Later that day I was watching the news, the local news--don't ask me, man; I never do that---and I saw this same swarm, except shot overhead, as an aerial view. They had one of those "Live" overlays in the bottom left corner, and I knew the double line of trees, and what the fuck else was going on in new york city today but this damn parade, but jesus jumping jiminy, that looks like a TON of people. Then I hear the guy from the news on the voiceover, talking about 3.5 million people.

Say what? You telling me there were three point five million people crammed onto what were essentially two sidewalks and one small side street, for a mile and a half tops?? He went on to say that most of the day was peaceful despite the crowd--I have no idea what that means, but am starting to pick up on his town--but that, unfortunately, with such density and the heat and, you know, things couldn't help but get out of hand, and one person was shot. In the leg, it turns out, and then a police officer who apprehended the shooter was also wounded, though not seriously (turned out he got nicked in the arm), and that this was the only incident.
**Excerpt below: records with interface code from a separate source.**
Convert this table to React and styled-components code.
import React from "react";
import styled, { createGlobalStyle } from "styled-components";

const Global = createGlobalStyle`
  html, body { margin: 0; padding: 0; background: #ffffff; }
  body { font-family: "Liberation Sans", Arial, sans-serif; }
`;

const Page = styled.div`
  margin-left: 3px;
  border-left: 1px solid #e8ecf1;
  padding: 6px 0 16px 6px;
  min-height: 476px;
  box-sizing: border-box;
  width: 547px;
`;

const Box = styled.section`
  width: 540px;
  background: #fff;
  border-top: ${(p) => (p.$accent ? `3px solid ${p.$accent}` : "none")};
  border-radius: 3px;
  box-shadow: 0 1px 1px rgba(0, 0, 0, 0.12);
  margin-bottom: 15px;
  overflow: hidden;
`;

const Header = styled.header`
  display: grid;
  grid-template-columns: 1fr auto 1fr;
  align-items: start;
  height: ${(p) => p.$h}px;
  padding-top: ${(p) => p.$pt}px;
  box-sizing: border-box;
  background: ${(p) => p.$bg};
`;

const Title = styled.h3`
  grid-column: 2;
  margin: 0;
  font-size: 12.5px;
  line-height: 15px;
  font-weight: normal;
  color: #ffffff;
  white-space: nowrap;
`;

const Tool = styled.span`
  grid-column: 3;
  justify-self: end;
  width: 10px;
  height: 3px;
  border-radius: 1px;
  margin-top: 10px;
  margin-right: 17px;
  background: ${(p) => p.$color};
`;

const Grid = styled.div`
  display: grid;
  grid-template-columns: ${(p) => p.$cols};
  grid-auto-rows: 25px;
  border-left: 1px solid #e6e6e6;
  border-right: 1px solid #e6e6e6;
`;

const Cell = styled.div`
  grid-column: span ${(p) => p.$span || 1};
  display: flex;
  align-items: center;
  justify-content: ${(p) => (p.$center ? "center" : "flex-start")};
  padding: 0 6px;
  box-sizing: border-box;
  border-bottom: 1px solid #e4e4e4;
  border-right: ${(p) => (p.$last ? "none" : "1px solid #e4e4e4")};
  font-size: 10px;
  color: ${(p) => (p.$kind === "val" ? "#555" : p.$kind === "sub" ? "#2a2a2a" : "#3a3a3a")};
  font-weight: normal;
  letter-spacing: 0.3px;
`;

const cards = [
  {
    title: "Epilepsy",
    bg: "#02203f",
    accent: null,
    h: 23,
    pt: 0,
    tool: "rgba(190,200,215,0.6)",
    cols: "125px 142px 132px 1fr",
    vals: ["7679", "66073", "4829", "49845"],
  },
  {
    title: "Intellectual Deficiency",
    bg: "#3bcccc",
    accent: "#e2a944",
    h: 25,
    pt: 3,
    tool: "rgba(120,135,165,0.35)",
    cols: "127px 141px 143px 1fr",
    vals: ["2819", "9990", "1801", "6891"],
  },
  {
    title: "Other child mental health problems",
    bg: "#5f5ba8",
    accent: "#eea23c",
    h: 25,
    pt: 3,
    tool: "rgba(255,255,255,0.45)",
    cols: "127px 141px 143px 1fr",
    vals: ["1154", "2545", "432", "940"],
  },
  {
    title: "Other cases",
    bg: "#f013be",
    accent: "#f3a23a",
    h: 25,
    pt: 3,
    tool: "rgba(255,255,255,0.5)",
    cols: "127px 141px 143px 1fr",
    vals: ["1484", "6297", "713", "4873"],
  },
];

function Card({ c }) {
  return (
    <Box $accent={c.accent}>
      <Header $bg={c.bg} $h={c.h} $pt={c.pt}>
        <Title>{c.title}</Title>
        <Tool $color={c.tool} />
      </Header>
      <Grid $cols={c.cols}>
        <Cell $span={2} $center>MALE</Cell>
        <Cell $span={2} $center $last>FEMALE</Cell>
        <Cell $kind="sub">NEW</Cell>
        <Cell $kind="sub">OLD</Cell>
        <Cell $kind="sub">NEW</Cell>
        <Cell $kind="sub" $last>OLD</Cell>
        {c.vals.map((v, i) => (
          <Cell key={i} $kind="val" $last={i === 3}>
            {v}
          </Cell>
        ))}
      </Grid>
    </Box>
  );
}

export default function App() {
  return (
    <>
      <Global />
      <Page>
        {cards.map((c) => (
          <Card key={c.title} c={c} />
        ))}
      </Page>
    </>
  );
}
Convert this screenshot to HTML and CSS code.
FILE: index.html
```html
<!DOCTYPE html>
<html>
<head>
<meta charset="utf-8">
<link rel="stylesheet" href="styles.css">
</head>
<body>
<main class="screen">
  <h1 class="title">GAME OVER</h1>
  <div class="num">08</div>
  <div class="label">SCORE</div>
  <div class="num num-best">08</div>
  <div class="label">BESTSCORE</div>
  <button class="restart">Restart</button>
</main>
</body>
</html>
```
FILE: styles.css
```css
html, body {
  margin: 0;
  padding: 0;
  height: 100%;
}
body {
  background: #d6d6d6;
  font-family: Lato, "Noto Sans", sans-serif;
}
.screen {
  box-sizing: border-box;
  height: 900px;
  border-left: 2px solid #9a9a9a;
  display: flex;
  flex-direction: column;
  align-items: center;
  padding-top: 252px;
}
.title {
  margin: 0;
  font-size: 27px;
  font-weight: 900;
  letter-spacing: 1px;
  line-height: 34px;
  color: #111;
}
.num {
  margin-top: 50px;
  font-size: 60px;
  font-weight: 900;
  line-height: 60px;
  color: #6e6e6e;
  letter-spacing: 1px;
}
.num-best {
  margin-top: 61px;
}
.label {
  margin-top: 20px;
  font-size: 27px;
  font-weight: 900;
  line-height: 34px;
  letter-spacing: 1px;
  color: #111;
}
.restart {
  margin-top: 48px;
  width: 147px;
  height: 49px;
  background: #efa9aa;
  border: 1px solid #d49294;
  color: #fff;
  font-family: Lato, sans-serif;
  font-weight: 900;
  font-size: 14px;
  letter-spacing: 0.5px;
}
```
And I thought to myself, yeah, it does look kinda dangerous from way up there in the helicopter, if you look at it all at once like that, if you can't see what's going on. And then I think, funny, because, from down there, the most menacing thing I noticed were these low-flying helicopters making like they were gonna Tomahawk chop our heads off or something. I even tried to get away from them in my backyard at home, but they were still slashing away, stirring up the air like a little hurricane and making my ears feel like somebody was playing an accordion with them.